Conclusion: The tribunal’s decision to allow Mehta’s appeal on merits underscores a vital legal principle: Cash deposits in bank accounts, when adequately explained and substantiated, should not be hastily deemed as unexplained credits under tax scrutiny. This verdict serves as a precedent, emphasizing the importance of proper documentation and explanation in financial transactions to avoid unfounded tax liabilities. The case reaffirms the judiciary’s role in ensuring that tax assessments are conducted fairly and within the bounds of the law, providing essential guidance for taxpayers and professionals alike.

 FULL TEXT OF THE ORDER OF ITAT DELHI

1. The appeal in ITA No.2656/Del/2023 arises out of the order of National Faceless Appeal Centre (NFAC), Delhi [hereinafter referred to as “ld. CIT(A)”, in short] in Appeal No. ITBA/NFAC/S/250/2023-24/1054490617(1) dated 20.07.2023 against the order of assessment passed u/s 143(3) of the Income-tax Act, 1961 dated 12.2018 (hereinafter referred to as “the Act”) by ITO, Ward-2(2)(3), Ghaziabad (hereinafter referred to as “ld. AO”).

2. The assessee has raised the following grounds of appeal:-

“1. That the Order of learned CIT (A) sustaining the order of the learned Assessing Officer is bad in law and on facts and is liable to be set-aside.

2. That the learned CIT (A) has erred in law and on facts in upholding the addition of Rs 29,00,000/- on account of unexplained cash credit / deposit without appreciating the facts of the appellant in proper perspective.

Cash Deposits Explained by Sale Proceeds Not Unexplained Credit

3. That the A.O. has erred both in law and on facts while issuing notice u/s 148 of the Income Tax Act, 1961 and therefore the assessment made by Ld. Income Tax Officer is bad in law, illegal and void ab- initio.

4. That the Notice issued u/s 148 of the T. Act, 1961 by Income Tax Officer is without satisfaction as defined u/s 147 and U/s 151(1) of the I.T. Act, 1961 and therefore the assessment my please be quashed.

5. That orders passed by the learned CIT(A) and learned Assessing Officer are against the principles of natural justice.”
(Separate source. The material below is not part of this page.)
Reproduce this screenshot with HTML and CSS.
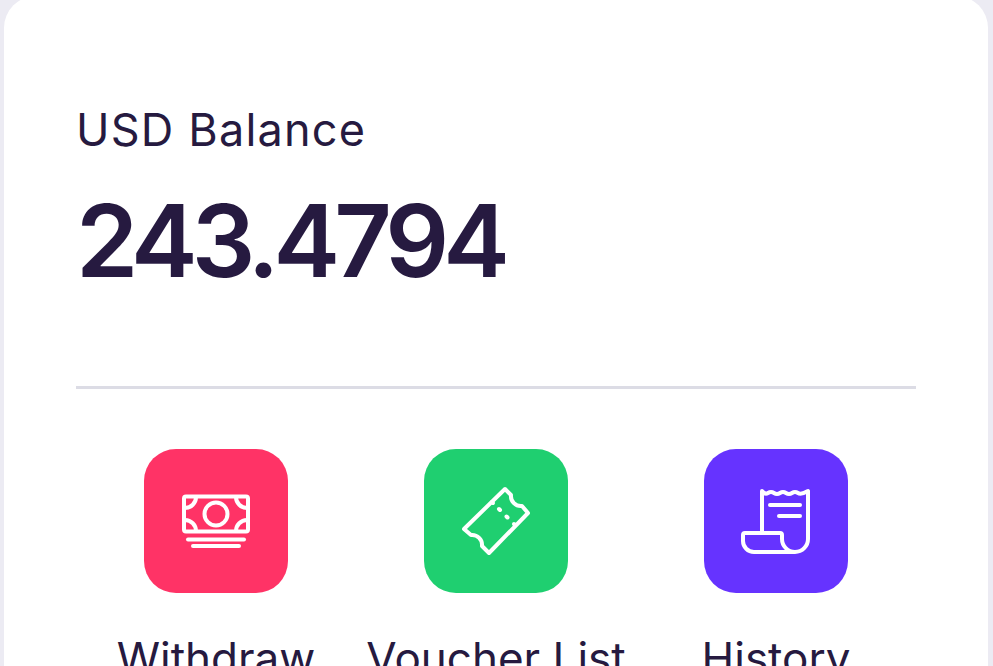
FILE: index.html
```html
<!DOCTYPE html>
<html lang="en">
<head>
    <meta charset="UTF-8">
    <title>USD Balance</title>
    <link rel="stylesheet" href="styles.css">
</head>
<body>
    <div class="card">
        <div class="balance">
            <p class="balance-label">USD Balance</p>
            <p class="balance-value">243.4794</p>
        </div>
        <div class="actions">
            <div class="action">
                <div class="tile tile-withdraw">
                    <svg viewBox="0 0 144 144" width="144" height="144" fill="none" stroke="#fff" stroke-width="4" stroke-linecap="round" stroke-linejoin="round">
                        <rect x="40" y="47.5" width="64" height="35" rx="2"/>
                        <circle cx="72" cy="65" r="11.5"/>
                        <path d="M52 48 A11 11 0 0 1 41 59"/>
                        <path d="M92 48 A11 11 0 0 0 103 59"/>
                        <path d="M52 82 A11 11 0 0 0 41 71"/>
                        <path d="M92 82 A11 11 0 0 1 103 71"/>
                        <path d="M44 90.5 H100"/>
                        <path d="M49 97 H95"/>
                    </svg>
                </div>
                <span class="action-label">Withdraw</span>
            </div>
            <div class="action">
                <div class="tile tile-voucher">
                    <svg viewBox="0 0 144 144" width="144" height="144" fill="none" stroke="#fff" stroke-width="4" stroke-linecap="round" stroke-linejoin="round">
                        <path d="M81 40 L87 46 A10 10 0 0 0 98 57 L104 64 L65 104 L58 97 A10 10 0 0 0 47 86 L40 80 Z"/>
                        <path d="M68 53 L69 54"/>
                        <path d="M75 60 L76 61"/>
                        <path d="M82.5 67.5 L83.5 68.5"/>
                        <path d="M90 75 L91 76"/>
                    </svg>
                </div>
                <span class="action-label">Voucher List</span>
            </div>
            <div class="action">
                <div class="tile tile-history">
                    <svg viewBox="0 0 144 144" width="144" height="144" fill="none" stroke="#fff" stroke-width="4" stroke-linecap="round" stroke-linejoin="round">
                        <path d="M58 83 V42 q3 4 6 2 t6 0 t6 0 t6 0 t6 0 t6 0 t10 -2 V90 a13 13 0 0 1 -13 13 H50 a11 11 0 0 1 -11 -11 v-6 a2 2 0 0 1 2 -2 H76 a2 2 0 0 1 2 2 v4 a13 13 0 0 0 13 13"/>
                        <path d="M66 56 H96"/>
                        <path d="M75 67 H96"/>
                    </svg>
                </div>
                <span class="action-label">History</span>
            </div>
        </div>
    </div>
</body>
</html>
```

FILE: styles.css
```css
html, body {
    height: 100%;
}
body {
    margin: 0;
    padding: 0 5px 0 4px;
    overflow: hidden;
    background-color: #ecebf3;
    color: #261a40;
    font-family: 'Inter', 'Open Sans', sans-serif;
}
.card {
    background-color: #fff;
    border-radius: 32px;
    margin-top: -4px;
    padding: 0 72px;
    height: 760px;
}
.balance {
    padding-top: 108px;
    padding-bottom: 80px;
    border-bottom: 3px solid #dcdce5;
}
.balance-label {
    margin: 0;
    font-size: 45px;
    line-height: 52px;
    font-weight: 400;
    letter-spacing: 1.2px;
}
.balance-value {
    margin: 20px 0 0;
    font-size: 100px;
    line-height: 130px;
    font-weight: 600;
    letter-spacing: -5.8px;
}
.actions {
    display: grid;
    grid-template-columns: repeat(3, 1fr);
    padding-top: 60px;
}
.action {
    display: flex;
    flex-direction: column;
    align-items: center;
    gap: 39px;
}
.tile {
    width: 144px;
    height: 144px;
    border-radius: 32px;
}
.tile svg {
    display: block;
}
.tile-withdraw { background-color: #ff3366; }
.tile-voucher { background-color: #1fcf70; }
.tile-history { background-color: #6633ff; }
.action-label {
    font-size: 44px;
    line-height: 52px;
    white-space: nowrap;
}
```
3. I have heard the rival submissions and perused the material available on record.

4. It is not in dispute that a sum of Rs. 29 lakhs was deposited by way of cash in the Savings Bank Account of the assessee. This information was obtained by the ld AO under AIR. The ld AO on receipt of the said information issued notice to the assessee on 27.03.2018 which was duly served upon him asking the source for the said deposits. No response was filed by the assessee for the same. No return of income was also filed by the assessee for AY 2011-12. Accordingly, the ld AO had no other choice but to conclude that income of the assessee to the extent of 29 lakhs representing cash deposit in bank had escaped assessment warranting reopening of assessment. Hence, I hold that assessment has been validly reopened in the instant case. Accordingly, the grounds raised by the assessee challenging the validity of reopening of assessment are hereby dismissed.

5. On merits, the assessee explained that he had sold a flat for Rs. 43 lakhs. The sale consideration thereon was received in the following manner:-

By way of cash- Rs. 29 lakhs

By way of cheque- Rs. 14 lakhs

6. The sale deed was registered however only for Rs. 49 lakhs. The assessee could not produce the confirmation from the buyer of the property that he had paid 29 lakhs in cash for the property. Accordingly, lower authorities concluded that there was no nexus between alleged receipt of sale consideration in cash of Rs. 29 lakhs and the cash deposit made in the bank account by the assessee and hence the source for cash deposit remains unexplained. With these observations the lower authorities had made an addition towards cash deposit of Rs. 29 lakhs in the hands of the assessee. It is pertinent to note the date of sale was 10.06.2010. The date of cash deposit in bank account was 04.07.2010. Hence, the explanation given by the assessee that he had received cash of Rs. 29 lakhs on sale of property which has been used by him for making cash deposit within a short span of time thereon proving the nexus between two. It is also not in dispute that the assessee had indeed made reinvestment in purchase of new property on 01.10.2010 for Rs. 52,63,500/-. The assessee in the return fiiled on 22.05.2018 in response to notice u/s 148 of the Act had declared income of Rs. 5,27,050/- which is nothing but the salary income. Hence, it is proved beyond doubt that the assessee did not have any other source of income except salary which is only Rs. 5.27 lakhs. While this is so how the assessee could have made reinvestment in new property for Rs. 52,63,500/- would become point to ponder. Considering this fact itself, I hold that the explanation given b the assessee that he had received Rs. 29 lakhs in cash on sale of property is to be believed and assessee faithfully had deposited the said sum in his bank account within short span of time. The salary income placed the sale consideration received of Rs. 43 lakhs (both cash and cheque portion) coupled with savings of the past of any enable the assessee to make investment of Rs. 52,63,500/- in the new property. Hence, the explanation given by the assessee that source for cash deposit for Rs. 29 lakhs in the bank account is made out of sale proceeds received in cash is to be believe as there is no other source of income available to the assessee. Accordingly, I hold that there is no cash for making any addition on account of unexplained credits in bank account in respect of cash deposit of Rs. 29 lakhs in the instant case. Accordingly, the grounds raised by the assessee on merits are hereby allowed.

7. In the result, the appeal of the assessee is partly allowed.

Order pronounced in the open court on 15/01/2024.